Sooo, the past couple of months have involved taking my game Dangercube to my local gaming group a bunch and reluctantly asking people to test a shambled mess of a game! Despite the intensely anxiety-inducing process, it’s been worth it, and I ended up with something I was happy to take to a local convention, where further playtesting gave me something I was even happier with.
Where we left off on the last blog post, I’d been working my way through a bunch of different ideas for “arena combat game set in the future” without much direction really, except for the central idea that players would share joint control over the fates of fighters, and that there would be some secret bets and possible alliances involved.
For the rest of this post, I’m going to let the photos do most of the talking, and then just write captions to explain what you’re seeing a little…
This build was a bit obsessed with the idea of a modular sliding-puzzle maze… it was okay but it wasn’t where the fun was.
I wanted to encourage players to move the fighters all over the map, so I had set-collection based on triggering the largest variety of traps, and trying to injure all of the different fighters… The thought behind it was sound but the solution was too fiddly.

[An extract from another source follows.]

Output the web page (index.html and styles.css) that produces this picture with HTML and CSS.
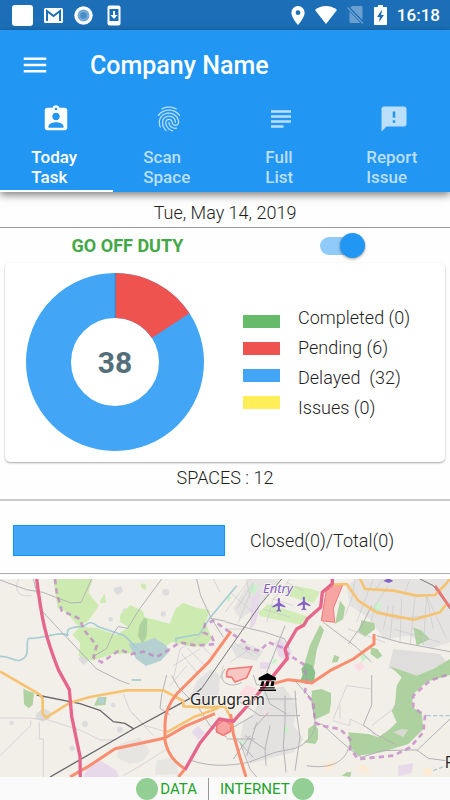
FILE: index.html
```html
<!DOCTYPE html>
<html lang="en">
<head>
<meta charset="utf-8">
<meta name="viewport" content="width=device-width, initial-scale=1">
<title>Company Name</title>
<link rel="stylesheet" href="styles.css">
</head>
<body>
<div class="status">
  <div class="status-group status-left">
    <svg width="21" height="21" viewBox="0 0 21 21"><rect width="21" height="21" rx="3" fill="#fff"/></svg>
    <svg width="19" height="15" viewBox="0 0 19 15"><rect width="19" height="15" rx="1.5" fill="#fff"/><path d="M3 13V3l6.500 5L16 3v10" fill="none" stroke="#1c6fb6" stroke-width="2"/></svg>
    <svg width="19" height="19" viewBox="0 0 19 19"><circle cx="9.500" cy="9.500" r="9.200" fill="#fff"/><circle cx="9.500" cy="9.500" r="6" fill="#75a9d6"/><circle cx="9.500" cy="9.500" r="3.300" fill="#4a8ec9"/></svg>
    <svg width="14" height="21" viewBox="0 0 14 21"><rect x=".5" y=".5" width="13" height="20" rx="2" fill="#fff"/><path d="M2.500 4h9v12h-9z" fill="#1c6fb6"/><path d="M6 6h2v4h2.500L7 14l-3.500-4H6z" fill="#fff"/></svg>
  </div>
  <div class="status-group status-right">
    <svg class="pin" width="14" height="19" viewBox="0 0 14 20"><path fill="#fff" fill-rule="evenodd" d="M7 0a7 7 0 0 0-7 7c0 5 7 13 7 13s7-8 7-13a7 7 0 0 0-7-7zm0 4.500a2.500 2.500 0 1 1 0 5 2.500 2.500 0 0 1 0-5z"/></svg>
    <svg class="wifi" width="22" height="18" viewBox="0 0 22 18"><path fill="#fff" d="M0 4C6-1.300 16-1.300 22 4L11 18z"/></svg>
    <svg class="sim" width="17" height="18" viewBox="0 0 17 18"><path fill="#6b9fd0" d="M3.500 1.700L5 0h9c1 0 1.500.5 1.500 1.500V14zM2.500 5.500l11 11.500H4c-1 0-1.500-.5-1.500-1.500z"/><path d="M.5 1.500l15.500 16" stroke="#6b9fd0" stroke-width="1.300"/></svg>
    <svg class="battery" width="13" height="20" viewBox="0 0 13 20"><path fill="#fff" fill-rule="evenodd" d="M4 0h5v2h3c.6 0 1 .4 1 1v16c0 .6-.4 1-1 1H1c-.6 0-1-.4-1-1V3c0-.6.4-1 1-1h3zM8 4.500L3 12h2.800L5 17l5-7H7.200z"/></svg>
    <span class="clock">16:18</span>
  </div>
</div>
<header class="appbar">
  <div class="toolbar">
    <button class="menu" type="button" aria-label="Menu"><svg width="30" height="30" viewBox="0 0 24 24"><path fill="#fff" d="M3 18h18v-2H3v2zm0-5h18v-2H3v2zm0-7v2h18V6H3z"/></svg></button>
    <h1 class="title">Company Name</h1>
  </div>
  <nav class="tabs">
    <a class="tab active" href="#today"><svg width="30" height="30" viewBox="0 0 24 24"><path d="M19 3h-4.180C14.400 1.840 13.300 1 12 1c-1.300 0-2.400.84-2.820 2H5c-1.100 0-2 .9-2 2v14c0 1.100.9 2 2 2h14c1.100 0 2-.9 2-2V5c0-1.100-.9-2-2-2zm-7 0c.55 0 1 .45 1 1s-.45 1-1 1-1-.45-1-1 .45-1 1-1zm0 4c1.660 0 3 1.340 3 3s-1.340 3-3 3-3-1.340-3-3 1.340-3 3-3zm6 12H6v-1.400c0-2 4-3.100 6-3.100s6 1.100 6 3.100V19z"/></svg><span>Today<br>Task</span></a>
    <a class="tab" href="#scan"><svg width="30" height="30" viewBox="0 0 24 24"><path d="M17.810 4.470c-.08 0-.16-.02-.23-.06C15.660 3.420 14 3 12.010 3c-1.980 0-3.860.47-5.570 1.410-.24.13-.54.04-.68-.2-.13-.24-.04-.55.2-.68C7.820 2.520 9.860 2 12.010 2c2.130 0 3.990.47 6.030 1.520.25.13.34.43.21.67-.09.18-.26.28-.44.28zM3.500 9.720c-.1 0-.2-.03-.29-.09-.23-.16-.28-.47-.12-.7.99-1.400 2.250-2.500 3.750-3.270C9.980 4.040 14 4.030 17.150 5.650c1.500.77 2.760 1.860 3.750 3.250.16.22.11.54-.12.7-.23.16-.54.11-.7-.12-.9-1.260-2.040-2.250-3.390-2.940-2.870-1.470-6.540-1.470-9.400.01-1.360.7-2.500 1.700-3.400 2.960-.08.14-.23.21-.39.21zm6.250 12.070c-.13 0-.26-.05-.35-.15-.87-.87-1.340-1.430-2.010-2.640-.69-1.230-1.050-2.730-1.050-4.340 0-2.970 2.540-5.390 5.660-5.390s5.660 2.420 5.660 5.390c0 .28-.22.5-.5.5s-.5-.22-.5-.5c0-2.420-2.090-4.390-4.660-4.390-2.570 0-4.660 1.970-4.660 4.390 0 1.440.32 2.770.93 3.850.64 1.150 1.080 1.640 1.850 2.420.19.2.19.51 0 .71-.11.1-.24.15-.37.15zm7.170-1.850c-1.190 0-2.240-.3-3.100-.89-1.490-1.010-2.380-2.650-2.380-4.390 0-.28.22-.5.5-.5s.5.22.5.5c0 1.410.72 2.740 1.940 3.560.71.48 1.540.71 2.540.71.24 0 .64-.03 1.040-.1.27-.05.53.13.58.41.05.27-.13.53-.41.58-.57.11-1.070.12-1.210.12zM14.910 22c-.04 0-.09-.01-.13-.02-1.590-.44-2.630-1.030-3.720-2.100-1.400-1.390-2.170-3.240-2.170-5.220 0-1.620 1.380-2.940 3.080-2.940 1.700 0 3.080 1.320 3.080 2.940 0 1.070.93 1.940 2.080 1.940s2.080-.87 2.080-1.940c0-3.770-3.250-6.830-7.250-6.830-2.840 0-5.440 1.580-6.610 4.030-.39.81-.59 1.760-.59 2.800 0 .78.07 2.010.67 3.610.1.26-.03.55-.29.64-.26.1-.55-.04-.64-.29-.49-1.310-.73-2.610-.73-3.960 0-1.200.23-2.290.68-3.240 1.330-2.790 4.280-4.600 7.510-4.600 4.550 0 8.250 3.510 8.250 7.830 0 1.620-1.380 2.940-3.080 2.940s-3.080-1.320-3.080-2.940c0-1.070-.93-1.940-2.080-1.940s-2.080.87-2.080 1.940c0 1.710.66 3.310 1.870 4.510.95.94 1.860 1.460 3.270 1.850.27.07.42.35.35.61-.05.23-.26.38-.47.38z"/></svg><span>Scan<br>Space</span></a>
    <a class="tab" href="#list"><svg width="30" height="30" viewBox="0 0 24 24"><path d="M14 17H4v2h10v-2zm6-8H4v2h16V9zM4 15h16v-2H4v2zM4 5v2h16V5H4z"/></svg><span>Full<br>List</span></a>
    <a class="tab" href="#report"><svg width="30" height="30" viewBox="0 0 24 24"><path d="M20 2H4c-1.100 0-1.990.9-1.990 2L2 22l4-4h14c1.100 0 2-.9 2-2V4c0-1.100-.9-2-2-2zm-7 9h-2V6h2v5zm0 4h-2v-2h2v2z"/></svg><span>Report<br>Issue</span></a>
  </nav>
</header>
<main class="content">
  <p class="date">Tue, May 14, 2019</p>
  <div class="duty">
    <button class="duty-button" type="button">GO OFF DUTY</button>
    <input class="switch" type="checkbox" role="switch" aria-label="On duty" checked>
  </div>
  <section class="card">
    <svg class="donut" width="178" height="178" viewBox="0 0 178 178">
      <circle cx="89" cy="89" r="66.500" fill="none" stroke="#42a5f5" stroke-width="45"/>
      <path fill="#ef5350" d="M89 0A89 89 0 0 1 163.500 40.300L125.800 64.900A44 44 0 0 0 89 45z"/>
      <path d="M89 0v45" stroke="#0a98f0" stroke-width="1"/>
      <text class="donut-total" x="89" y="100" text-anchor="middle">38</text>
    </svg>
    <div class="swatches">
      <span class="swatch green"></span>
      <span class="swatch red"></span>
      <span class="swatch blue"></span>
      <span class="swatch yellow"></span>
    </div>
    <ul class="legend">
      <li>Completed (0)</li>
      <li>Pending (6)</li>
      <li>Delayed&nbsp; (32)</li>
      <li>Issues (0)</li>
    </ul>
  </section>
  <p class="spaces">SPACES : 12</p>
  <section class="progress">
    <div class="bar"></div>
    <p class="progress-text">Closed(0)/Total(0)</p>
  </section>
  <svg class="map" viewBox="0 0 1350 594" preserveAspectRatio="xMidYMid slice" role="img" aria-label="Map of Gurugram">
    <rect width="1350" height="594" fill="#f2efe9"/>
    <!-- built-up land -->
    <g fill="#dfdedd">
      <path d="M750 0h90l-60 80-60 40-20-30zM1040 20l30-20h280v190l-60 20-60-40-80 10-40-60-60-40z" opacity=".7"/>
      <path d="M595 300l40-30 25 20-5 60-45 30-40-30zM690 200l40-10 60 25-20 30-60-10zM790 340l60-20 40 60-10 60 30 40-30 40-60 15-70 20-30-70 10-60 30-20z" opacity=".75"/>
      <path d="M1180 210l50 5 90 10 25 30-45 20-50 20-85-28-5 25z"/>
      <path d="M360 495l60-20 30 40-20 30-40 10-40-20zM470 545l55-10 10 50-70 2z" opacity=".65"/>
    </g>
    <g fill="#dcdbdd">
      <path d="M222 5l20-5 8 20-18 8-14-8zM343 27l20-5 7 14-16 12-12-10zM234 240l22-22 18 20-24 20zM110 402l20-14 22 10-2 20-24 10-20-10z"/>
      <circle cx="497" cy="40" r="10"/><circle cx="375" cy="95" r="7"/><circle cx="237" cy="82" r="10"/><circle cx="490" cy="105" r="8"/><circle cx="570" cy="107" r="9"/><circle cx="400" cy="150" r="11"/><circle cx="478" cy="164" r="9"/><circle cx="270" cy="160" r="7"/><circle cx="332" cy="121" r="7"/><circle cx="216" cy="508" r="8"/><circle cx="255" cy="435" r="9"/><circle cx="340" cy="378" r="7"/><circle cx="35" cy="432" r="7"/><circle cx="360" cy="452" r="9"/><circle cx="225" cy="449" r="6"/>
    </g>
    <g fill="#e7d9e9"><path d="M260 570l40-26 48 30 10 20H250zM575 460l20-20 20 22-20 20zM755 60l22-30v70l-14 40-14 10zM1195 560l45-8-5 30-40 10zM825 190l20-10 30 40-10 30-30-20zM780 250h30v20h-30z"/></g>
    <g fill="#fbdce0"><path d="M720 340l20-22 30 10-15 30-35 10zM1062 258l20-10 12 16-18 14zM790 400l12-6 5 15-12 5z"/></g>
    <path fill="#fdebd3" d="M970 555l35-12-5 30-20-2zM1070 565l25-8 15 20-20 5zM1270 565l30 5-5 20-25-5z"/>
    <!-- woods and parks -->
    <g fill="#cdebb0">
      <path d="M160 0h118l-13 41 32 39-32 45-28 18-40-45-24-10z"/>
      <path d="M240 143l50 4 60 21 35-23-26-17 2-22 30-28 38 18 5 18 75 20 18-45 22-18 42 16 40 7-15 35 20 50-19 20-40 5-60-15-50 30-95 5-30 0-66 21-40-15 5-38-24-25z"/>
      <path d="M775 100l30-25 125 40-20 24-130-28zM865 18l60 10 35 10-20 35-85-25z" opacity=".9"/>
      <path d="M302 63l12-20 4 28-18 2zM422 14l14 0 4 20-14-6z"/>
    </g>
    <g fill="#aed1a0">
      <path d="M418 140l14-24 10 5-2 50-12 24-14-24zM70 328l8 6 24 8-4 36-12 10-14-12z"/>
      <path d="M282 380l12-26 26 0-4 24z"/>
      <path d="M1020 65l15 20-5 35-25 15zM1085 124l38 8 2 18-30 23-20-15zM1240 145l25 10 25 25-40 20zM1112 205l20 5 15 20-15 10-20-15z"/>
      <path d="M960 138l12 15-22 60-8 50-30-5 18-60z"/>
      <path d="M935 335l30-5 28 12v30l-5 30-43 20-10-40zM912 490l12-10 0-30 20-15 10 15 0 30-8 15z"/>
      <path d="M1170 262l80 28 50-20 50-30v48l-70 20-40 37-5 40 30 15 5 50-45 45-80 25-70 10-25-25-5-45 60 5 30 10 35-25 20-20-15-35 10-20 5-55 15-25-35-33z"/>
      <path d="M1025 590l15-10h15l-5 14zM1003 228l15 5-5 15-18 3z"/>
    </g>
    <path d="M1180 460l25-10 20 2-15 22z" fill="#d9dbd2"/>
    <path fill="#8ac18a" d="M918 252l20 8 8 20-4 30-20 5-22-8 8-20-4-18z"/>
    <g fill="#c9f2cc"><path d="M755 15l18 5-8 25-20-10zM680 50l15 5-10 15zM1125 75l20-5-5 25-20 5zM820 240l12 0-5 12-12 5zM850 440l12 0 5 20-15 5zM1080 220l25 15-20 15zM717 490l15-5 5 8-15 7zM1320 80l15 10-15 15z"/></g>
    <g fill="#b5d0d0"><path d="M385 195l45-5 33-14 35 23 10 18-25 28-45 16-30-22zM295 355l18 0 0 20-18-4zM395 300h28v6h-28z"/></g>
    <path d="M0 232c30-2 40 16 58 12 40-10 15-56 28-66 40 4 100-26 118-7-10-30 20-24 48-30 20-16 25-10 43 2l75 26c20 10 25 30 45 40M528 190l0-12 70-12 32-50 35-42 45-54" fill="none" stroke="#a5cdd2" stroke-width="5"/>
    <path d="M1280 410h70M1300 575l50-20" fill="none" stroke="#a5cdd2" stroke-width="4" stroke-dasharray="12 7"/>
    <!-- minor streets -->
    <g fill="none" stroke="#c9c9cb" stroke-width="2">
      <path d="M55 0c-12 30-5 55 40 50M0 417h90l45 6M92 425v15L20 510 0 530M118 430v50h12v114M135 420l110 35 55 28h40M370 345l20 50 70 75M370 590l60-35 70-45M395 400l40 40 70 20M640 0l20 40"/>
      <path d="M675 100l45-60 30-40M690 40l70 60M710 90l50-80M675 150h60M760 20l-45 110M740 0l10 60M800 130l20-70 50-60M820 60l60 20M790 90l80 25M860 10l50 25"/>
      <path d="M1035 110l20-50 10-60M1070 130l30-80 20-50M1110 140l15-60 40-60M1150 150l15-70M1170 180l10-100M1200 190l5-130M1230 200l15-150M1270 200l10-150M1300 150l-20-100M1340 180l-60-130M1080 70l110 50 90-10M1045 150l110 40M1180 150l140 40M1150 0l-30 40M1230 0l-15 40"/>
      <path d="M520 300l20-90 40-25 30-20M545 225l50 60M560 205l60 60M590 185l50 50M520 260l80-50M510 320l50-60M690 250l60-40 30 20M700 190l60 40M660 300l10-40"/>
      <path d="M1040 320l-40 100M1040 320l75 10M1000 425l50 15 0-20 60 30 15 20M1115 440l90-70M1020 420v-40"/>
    </g>
    <g fill="none" stroke="#b3b3b6" stroke-width="3">
      <path d="M0 3l80 29 48 8 85 32 30-2L275 0M485 0l-65 88-37 60-28-5-15 20-20 45-40 25M125 95l70 75 95 100 70 35 28 10M100 0l12 48M590 0l12 50 30 65 38 60M632 118l43 8"/>
      <path d="M500 288l-15 60-5 40 30 20M515 290l20 35 60 60 35 55 50 35"/>
      <path d="M675 128l70 20 48 11 60 20 15 30M970 130l100 75 45 45M1115 80l-30 60-40 55M1130 170l70 20 150 28M855 140l-35 90-20 50"/>
      <path d="M675 270c-30 40 20 60 50 40M760 288l10 30 50 0M790 325l20 50 50 30M720 370l60 40h120M800 360h90M690 450l70-40M810 440l-15 70 3 50M735 470l60 40M855 350v80l-5 70 8 80M700 470l60 65M760 450l45-50M885 335l5 70 10 70-15 100M720 490l30 80 20 24M770 430l-30 100M700 540l50-70M680 480l85 0"/>
      <path d="M575 545c60 20 120 15 170 5l80-30 60-12c30-10 60-40 60-70l20-3 50 45 40 35 30 20 60-20 85-2 20 0 35 25 60 8 20 10M1115 288l0 90-25 60 40 30 60 30M1250 515l100-95M920 560c60 10 110-5 125-50M880 300l55 60 12 80"/>
    </g>
    <path d="M110 348l130 26 60 20 40 34 35 5 25 16M150 594L400 450l170-92 35-30" fill="none" stroke="#68686b" stroke-width="4"/>
    <path d="M605 328l70-100 105-150L845 0M1260 0l40 20 50 70" fill="none" stroke="#777779" stroke-width="3"/>
    <!-- administrative boundary -->
    <path d="M165 0l5 40 15 55 55 25 10 30 40 50-10 35 25 15 55-38 35 13 35-7 40 16 40-24 30-20 50 10 55-5-10-23-25-12 5-25 25-10 50 35 45 30 5 18 40 7 25-25 40 15 25 25 40 25 10 40-5 45 25 30 5 60 20 10 55 10 30 30v30l25 30 105-10 50-25 40-45 5-50-35-25v-35l50-45 60-20" fill="none" stroke="#c184c4" stroke-opacity=".75" stroke-width="8" stroke-dasharray="16 12"/>
    <!-- built attractions -->
    <g fill="#f7a5a3" stroke="#f27976" stroke-width="3">
      <path d="M978 38l24-20h26l-28 70 4 42-40-5z"/>
      <path d="M680 280l5-10 70-7-15 33-35 13-10-14-15-2z" fill="#f9c7c3" stroke-width="5"/>
      <path d="M650 440l20-18 24 15-2 20-22 12-20-10z" stroke-width="5"/>
    </g>
    <!-- main roads -->
    <path d="M0 277l120 70 8 12 0 45 10 12 72-45 60-17 110-20h110l60 32v16l75 3 50-3 20 40M500 460l80-45 75-28M1000 17l40-2 35 50 55 36 110 21 80-22 20-25M1080 0l15 30 85 5 70 15 55-2 30-30 15-18" fill="none" stroke="#f6c373" stroke-width="8" stroke-linejoin="round"/>
    <g fill="none" stroke="#f88d70" stroke-width="9" stroke-linejoin="round">
      <path d="M210 594l60-35 75-50 150-32 60-35 90-38M693 157l-65 90-98 98c-25 30-35 55-35 90v50c10 45 30 65 60 85l-20 24M1122 165v30l-62 45-70 35-55 37-35-6-35-4-45 12M692 405l8 60 20 70 18 59"/>
      <path d="M1305 20l45 65" stroke="#ee7775" stroke-width="8"/>
    </g>
    <g fill="none" stroke="#e5668a" stroke-width="10" stroke-linejoin="round">
      <path d="M110 0c15 120 25 170 65 272l33 60 7 80 25 120 1 62"/>
      <path d="M997 0l0 14-30 26-5 45-40 35-10 18-22 12-35 60 7 28-42 52-55 65-65 72-42-7-58 72-45 80"/>
    </g>
    <!-- places -->
    <g fill="#8461c4">
      <path transform="translate(813 53) scale(2.050)" d="M21 16v-2l-8-5V3.500c0-.83-.67-1.500-1.500-1.500S10 2.670 10 3.500V9l-8 5v2l8-2.500V19l-2 1.500V22l3.500-1 3.500 1v-1.500L13 19v-5.500l8 2.500z"/>
      <path transform="translate(888 49) scale(2.050)" d="M21 16v-2l-8-5V3.500c0-.83-.67-1.500-1.500-1.500S10 2.670 10 3.500V9l-8 5v2l8-2.500V19l-2 1.500V22l3.500-1 3.500 1v-1.500L13 19v-5.500l8 2.500z"/>
      <path d="M1150 6l10-6h10l10 6-14 6z"/>
    </g>
    <path transform="translate(776 282) scale(1 .93)" d="M26 0L0 15v8h52v-8zM9 27l-4 15h9l3-15zm14 0l-3 15h9l3-15zm15 0l-2 15h9l2-15zM4 46h44v4H4zM0 53h52v5H0z"/>
    <text class="map-label entry" x="789" y="42">Entry</text>
    <text class="map-label city" x="570" y="377">Gurugram</text>
    <text class="map-label city" x="1334" y="567">F</text>
  </svg>
</main>
<footer class="footer">
  <span class="signal"><i class="dot"></i>DATA</span>
  <span class="signal internet">INTERNET<i class="dot"></i></span>
</footer>
</body>
</html>
```

FILE: styles.css
```css
* { box-sizing: border-box; }
body {
  margin: 0;
  min-height: 100vh;
  display: flex;
  flex-direction: column;
  background: #fefefe;
  color: #1f1f1f;
  font-family: Roboto, "Liberation Sans", sans-serif;
  font-size: 18px;
}
p, h1, ul { margin: 0; padding: 0; }
button { border: 0; padding: 0; background: none; font: inherit; }
svg { display: block; flex: none; }

.status {
  height: 30px;
  padding: 0 10px 0 12px;
  display: flex;
  justify-content: space-between;
  background: #1c6fb6;
}
.status-group { display: flex; align-items: center; }
.status-left { gap: 11px; }
.status-left svg:last-child { margin-left: 3px; }
.status-right { gap: 10px; }
.clock { color: #fff; font-size: 17px; font-weight: 500; }

.appbar {
  position: relative;
  background: #2196f3;
  color: #fff;
  box-shadow: 0 3px 8px rgba(0, 0, 0, .5);
}
.toolbar { height: 70px; display: flex; align-items: center; padding: 0 20px; gap: 40px; }
.menu { width: 30px; height: 30px; cursor: pointer; }
.title { padding-top: 2px; font-size: 25px; font-weight: 500; line-height: 30px; }
.tabs { display: grid; grid-template-columns: repeat(4, 1fr); }
.tab {
  display: flex;
  flex-direction: column;
  align-items: center;
  gap: 13px;
  padding: 4px 0 3px;
  border-bottom: 2px solid transparent;
  color: #bcdffb;
  fill: #bcdffb;
  font-size: 17px;
  font-weight: 500;
  line-height: 20px;
  text-decoration: none;
}
.tab span { padding-right: 4px; }
.tab.active { color: #fff; fill: #fff; border-color: #fff; }

.content { flex: 1; display: flex; flex-direction: column; }
.date {
  padding: 11px 0 4px;
  border-bottom: 1px solid #999;
  line-height: 20px;
  text-align: center;
}
.date, .legend, .spaces, .progress-text { font-weight: 300; }
.duty {
  height: 35px;
  padding-left: 20px;
  display: grid;
  grid-template-columns: 1fr 1fr;
  align-items: center;
  justify-items: center;
}
.duty-button { color: #43a847; font-weight: 700; cursor: pointer; }
.switch {
  appearance: none;
  position: relative;
  width: 45px;
  height: 18px;
  margin: 0;
  border-radius: 9px;
  background: #90caf9;
  cursor: pointer;
}
.switch::before {
  content: "";
  position: absolute;
  right: 0;
  top: -4px;
  width: 25px;
  height: 25px;
  border-radius: 50%;
  background: #2196f3;
  box-shadow: 0 1px 3px rgba(0, 0, 0, .4);
}
.card {
  margin: 0 5px;
  padding: 10px 21px 11px;
  display: flex;
  align-items: center;
  border-radius: 5px;
  background: #fff;
  box-shadow: 0 1px 2px rgba(0, 0, 0, .35);
}
.donut-total { fill: #546e7a; font-size: 30px; font-weight: 700; }
.swatches { margin: 0 18px 0 39px; display: grid; gap: 14px; }
.swatch { width: 37px; height: 13px; }
.green { background: #66bb6a; }
.red { background: #ef5350; }
.blue { background: #42a5f5; }
.yellow { background: #ffee58; }
.legend { padding-top: 2px; list-style: none; line-height: 30px; }
.spaces {
  padding: 6px 0 11px;
  border-bottom: 2px solid #ccc;
  line-height: 20px;
  text-align: center;
}
.progress {
  padding: 24px 13px 17px;
  display: grid;
  grid-template-columns: 1fr 1fr;
  align-items: center;
  border-bottom: 1px solid #aaa;
}
.bar { height: 31px; background: #42a5f5; border: 1px solid #0a98f8; }
.progress-text { padding-left: 25px; white-space: nowrap; }
.map { width: 100%; height: 198px; margin-top: 5px; flex: 1 0 auto; }
.map-label { font-family: "Noto Sans", sans-serif; paint-order: stroke; stroke: #f8f5f0; stroke-width: 5px; }
.entry { fill: #8461c4; font-size: 39px; font-style: italic; }
.city { fill: #222; font-size: 46px; }

.footer {
  height: 23px;
  display: flex;
  align-items: center;
  justify-content: center;
  background: #fafafa;
  color: #21a329;
  font-size: 15px;
}
.signal { display: flex; align-items: center; gap: 2px; padding-right: 11px; }
.internet { padding: 0 0 0 11px; border-left: 1px solid #999; }
.dot { width: 22px; height: 22px; border-radius: 50%; background: #93ce94; }
```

I’d gotten the game to a point where it was possible to deduce other player’s bets, but there wasn’t really much players could do with that information. So, instead of publicly drafting their Fighter Action cards from a public market, I changed this element of the game so that each round of the game began with players drawing 2 cards and passing one to each neighbor. This meant they could actually act on suspicions about their neighbors bet’s by giving or denying them the cards they needed.
It should’ve been obvious really, but somewhere along the line I forgot to ask “and then what!?” after “players should be able to deduce eachother’s motives”.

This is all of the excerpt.